Yeah, I did phrase that like we're all just running around like miserable sacks of sh*t, didn't I? No, you're right, I've been genuinely happy too, deeply and sustainably. I should have put a finer point on the word "transitory." That happiness, like sadness, comes and goes, and that that's not only alright, it's normal and just part of being human. The Dalai Lama, for one, doesn't claim we're all miserable 24/7/365, but that suffering shouldn't be resisted as "bad" while happiness strived for as a sustainable status quo.

@jameson mentioned that he doesn't want to go through the work only to come out mediocrely happy in the end. I wanted to point out that to strive for deep happiness that is somehow exceptional and also intransient is a set up for disappointment. If he said that he merely wants to be able to feel and experience those moments and times of true joy when they come along, I'd be totally rooting for that. But it sounded more like he would be going through, say, 4 years of more therapy, feel good, then something happens to shake everything up, and he'd think the process wasn't/isn't worth it because he couldn't sustain a prolonged period of exceptional happiness. My point was that none of us can (and those who claimed they have, from gurus to self-help book authors, are wildly irresponsible to claim they know how to.)

I think this attitude (happiness AND sadness are transitory and that's normal) is a much better way in for therapy and recovery than to set the bar somewhere wholly unrealistic and believe we can somehow eradicate suffering.
 
I think this attitude (happiness AND sadness are transitory and that's normal) i
Very much agreed.

Also that the sustained badness of <insert f*cked up symptoms here> aren’t normal / that’s the point -or at least a driving force- of/for therapy.

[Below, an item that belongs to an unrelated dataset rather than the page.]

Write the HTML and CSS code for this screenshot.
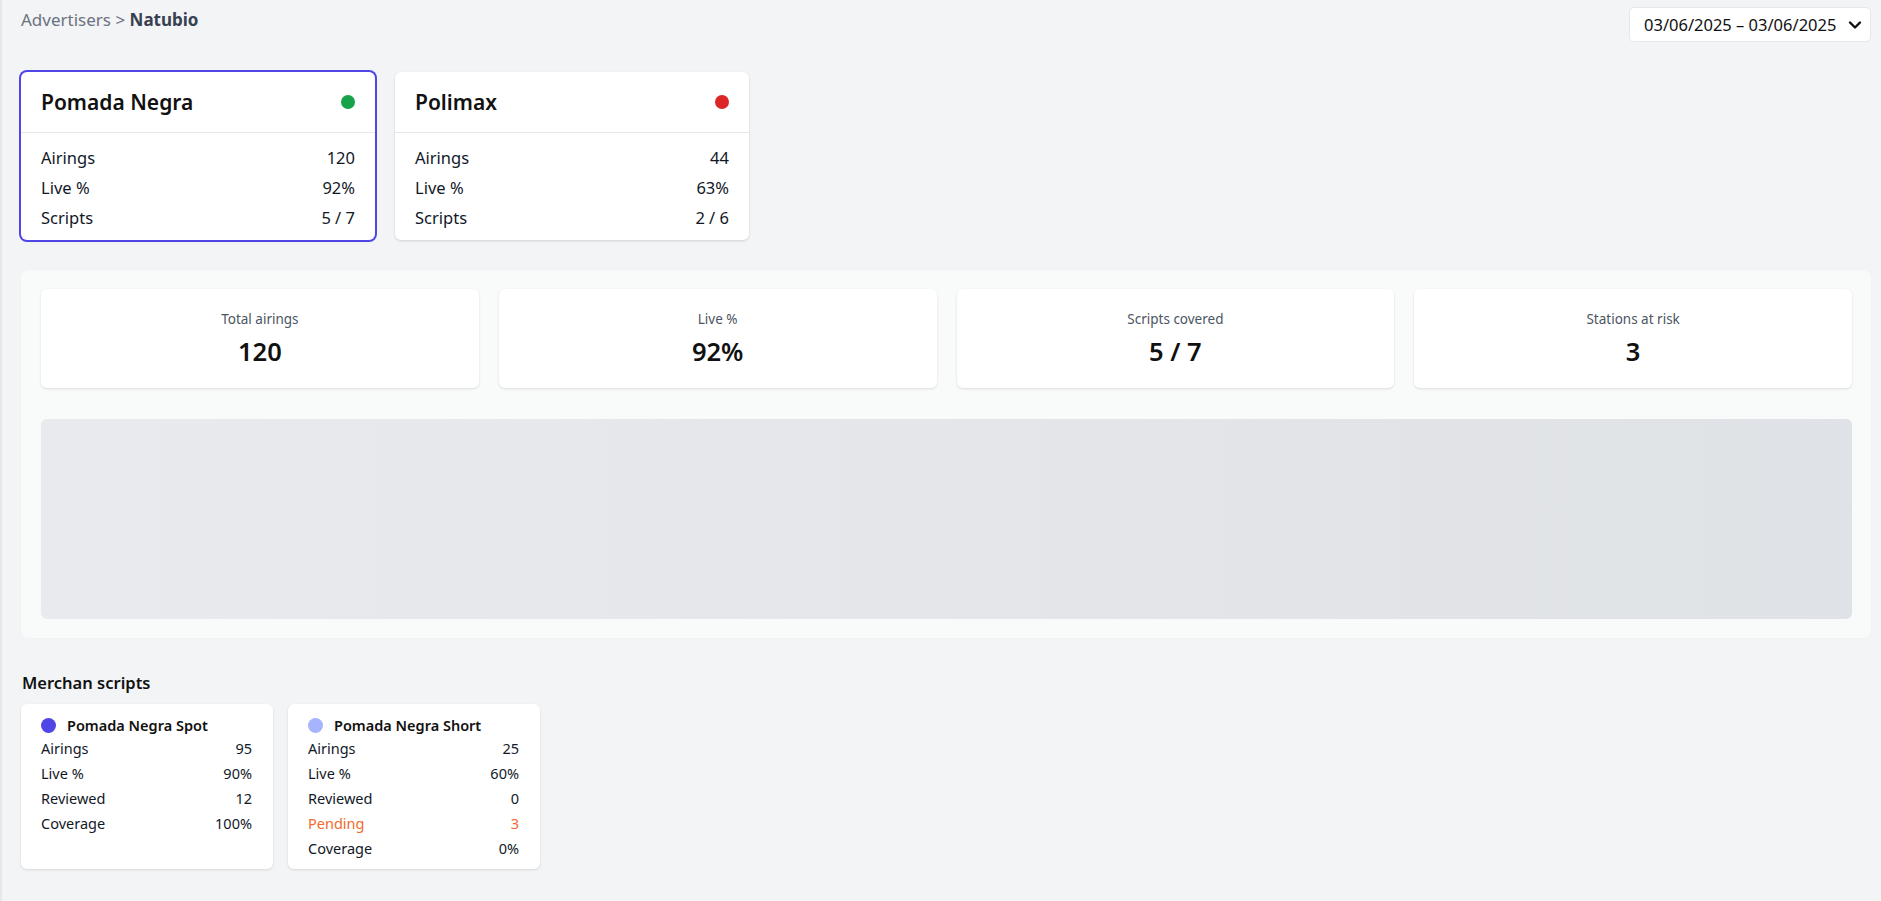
FILE: index.html
```html
<!DOCTYPE html>
<html lang="en">
<head>
<meta charset="utf-8">
<title>Natubio</title>
<link rel="stylesheet" href="styles.css">
</head>
<body>
<div class="page">
  <div class="topbar">
    <div class="crumbs"><span>Advertisers</span> &gt; <strong>Natubio</strong></div>
    <div class="date-select">
      <span>03/06/2025 – 03/06/2025</span>
      <svg class="chev" width="14" height="10" viewBox="0 0 14 10"><path d="M2 2.5 L7 7.5 L12 2.5" fill="none" stroke="#111" stroke-width="2.4" stroke-linecap="round" stroke-linejoin="round"/></svg>
    </div>
  </div>

  <div class="product-row">
    <div class="product-card active">
      <div class="pc-head"><span class="pc-title">Pomada Negra</span><span class="dot green"></span></div>
      <div class="pc-body">
        <div class="kv"><span>Airings</span><span>120</span></div>
        <div class="kv"><span>Live %</span><span>92%</span></div>
        <div class="kv"><span>Scripts</span><span>5 / 7</span></div>
      </div>
    </div>
    <div class="product-card">
      <div class="pc-head"><span class="pc-title">Polimax</span><span class="dot red"></span></div>
      <div class="pc-body">
        <div class="kv"><span>Airings</span><span>44</span></div>
        <div class="kv"><span>Live %</span><span>63%</span></div>
        <div class="kv"><span>Scripts</span><span>2 / 6</span></div>
      </div>
    </div>
  </div>

  <div class="stats-panel">
    <div class="stat-grid">
      <div class="stat-card"><div class="stat-label">Total airings</div><div class="stat-value">120</div></div>
      <div class="stat-card"><div class="stat-label">Live %</div><div class="stat-value">92%</div></div>
      <div class="stat-card"><div class="stat-label">Scripts covered</div><div class="stat-value">5 / 7</div></div>
      <div class="stat-card"><div class="stat-label">Stations at risk</div><div class="stat-value">3</div></div>
    </div>
    <div class="chart"></div>
  </div>

  <h2 class="section-title">Merchan scripts</h2>
  <div class="script-row">
    <div class="script-card">
      <div class="sc-head"><span class="sdot indigo"></span><span>Pomada Negra Spot</span></div>
      <div class="skv"><span>Airings</span><span>95</span></div>
      <div class="skv"><span>Live %</span><span>90%</span></div>
      <div class="skv"><span>Reviewed</span><span>12</span></div>
      <div class="skv"><span>Coverage</span><span>100%</span></div>
    </div>
    <div class="script-card">
      <div class="sc-head"><span class="sdot light"></span><span>Pomada Negra Short</span></div>
      <div class="skv"><span>Airings</span><span>25</span></div>
      <div class="skv"><span>Live %</span><span>60%</span></div>
      <div class="skv"><span>Reviewed</span><span>0</span></div>
      <div class="skv pending"><span>Pending</span><span>3</span></div>
      <div class="skv"><span>Coverage</span><span>0%</span></div>
    </div>
  </div>
</div>
</body>
</html>
```

FILE: styles.css
```css
* { box-sizing: border-box; }

body {
  margin: 0;
  min-height: 100vh;
  background: #f3f4f6;
  border-left: 2px solid #e6e7ea;
  font-family: "Noto Sans", "Open Sans", sans-serif;
  color: #111827;
}

.page {
  padding: 7px 10px 20px 19px;
}

.topbar {
  display: flex;
  justify-content: space-between;
  align-items: flex-start;
}

.crumbs {
  margin-top: 1px;
  font-size: 17px;
  line-height: 24px;
  color: #6b7280;
}
.crumbs strong {
  color: #374151;
  font-weight: 700;
}

.date-select {
  width: 242px;
  height: 35px;
  display: flex;
  align-items: center;
  justify-content: space-between;
  padding: 0 8px 0 14px;
  background: #fff;
  border: 1px solid #e5e7eb;
  border-radius: 5px;
  font-size: 16.5px;
  color: #111;
}
.chev { display: block; }

.product-row {
  display: flex;
  gap: 20px;
  margin-top: 30px;
  align-items: flex-start;
}

.product-card {
  width: 354px;
  background: #fff;
  border-radius: 6px;
  box-shadow: 0 1px 3px rgba(0,0,0,0.10), 0 1px 2px rgba(0,0,0,0.05);
}
.product-card.active {
  box-shadow: 0 0 0 2px #4f46e5, 0 1px 3px rgba(0,0,0,0.10);
}

.pc-head {
  display: flex;
  justify-content: space-between;
  align-items: center;
  padding: 16px 20px;
  border-bottom: 1px solid #e5e7eb;
}
.pc-title {
  font-size: 21px;
  line-height: 28px;
  font-weight: 600;
  color: #111;
}

.dot {
  width: 14px;
  height: 14px;
  border-radius: 50%;
}
.dot.green { background: #16a34a; }
.dot.red { background: #dc2626; }

.pc-body {
  padding: 13px 20px 10px;
  display: flex;
  flex-direction: column;
  gap: 6px;
}
.kv {
  display: flex;
  justify-content: space-between;
  font-size: 16.5px;
  line-height: 24px;
}

.stats-panel {
  margin-top: 30px;
  background: #f9fafa;
  border-radius: 8px;
  padding: 19px 19px 19px 20px;
  box-shadow: 0 0 2px rgba(0,0,0,0.03);
}

.stat-grid {
  display: grid;
  grid-template-columns: repeat(4, 1fr);
  gap: 20px;
}

.stat-card {
  background: #fff;
  border-radius: 6px;
  padding: 20px 16px 19px;
  text-align: center;
  box-shadow: 0 1px 3px rgba(0,0,0,0.09), 0 1px 2px rgba(0,0,0,0.04);
}
.stat-label {
  font-size: 13.5px;
  line-height: 20px;
  color: #4b5563;
  margin-bottom: 4px;
}
.stat-value {
  font-size: 25.5px;
  line-height: 36px;
  font-weight: 600;
  color: #111;
}

.chart {
  margin-top: 31px;
  height: 200px;
  border-radius: 6px;
  background: linear-gradient(90deg, #e9eaed 0%, #e4e6e9 50%, #dfe2e6 100%);
}

.section-title {
  margin: 33px 0 9px 1px;
  font-size: 16.5px;
  line-height: 24px;
  font-weight: 600;
  color: #111;
}

.script-row {
  display: flex;
  gap: 15px;
}

.script-card {
  width: 252px;
  background: #fff;
  border-radius: 6px;
  padding: 10px 21px 8px 20px;
  box-shadow: 0 1px 3px rgba(0,0,0,0.09), 0 1px 2px rgba(0,0,0,0.04);
}

.sc-head {
  display: flex;
  align-items: center;
  gap: 11px;
  font-size: 14.5px;
  line-height: 22px;
  font-weight: 600;
  color: #111;
}
.sdot {
  width: 15px;
  height: 15px;
  border-radius: 50%;
  flex: none;
}
.sdot.indigo { background: #4f46e5; }
.sdot.light { background: #a5b4fc; }

.skv {
  display: flex;
  justify-content: space-between;
  font-size: 14.5px;
  line-height: 25px;
}
.skv.pending { color: #f26a2e; }
```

Remove the barriers to boundlessness. Then the only limiting factors are ourselves.

Like a badly healed broken leg. Needs to get rebroken & set & physio. Can’t run at all before that. Can barely walk. After all the painful hard work to fix it? We can run as much as we please. For some that will mean not at all. For some marathons. For the marathoners? They’ll have periods of time where they still can’t run -illness, injury, weather, commitments elsewhere- because that’s just life. But that’s different from not running because they don’t want to, and not running because their leg is all f*cked up. <<< All parralels break down eventually, this one isn’t perfect by a long shot, it’s mostly to illustrate what I meant by the above about removing barriers. >>> Can’t know how far you’ll be able to run if you never fix the gimpy leg to begin with.
 
Very much agreed.

Also that the sustained badness of <insert f*cked up symptoms here> aren’t normal...
In this line of thought it seems like a lot of people's approach to recovery is "my legs are both broken so I will enter a wheel chair marathon." I want to actually have my health back, I don't want to be trying to tolerate and work around this stuff forever.
 
Like a badly healed broken leg. Needs to get rebroken & set & physio.
Wow, hold on, your post just reminded me of something I read long ago and thought a lot about back then, but somehow completely forgot over time.

It was about an indigenous tribe in the Amazonian rainforest whose shaman would initiate his successor putting him in a dark hut and breaking every single one of his bones, one after the other. They would do this in a controlled and non-life threatening manner, and over a period of a few years, this future shaman would do nothing but lie in this hut, endure incredible pain, and learn what it means to suffer and heal. Beyond the idea of the metaphorical and actual enactment that broken bones heal stronger and will be harder to break in the future, their logic for this initiation rite was that it would 1. weed out the wrong choice of shaman quite quickly (if they quit, they weren't up for it,) and 2. that only someone who has both endured indescribable pain and the process of healing from it, will ever be wise enough to be a healer himself.

So anyway, your post reminded me of that story. I pondered it a lot way back when, not because it somehow gave my suffering some higher purpose, but some meaning to the process in and of itself.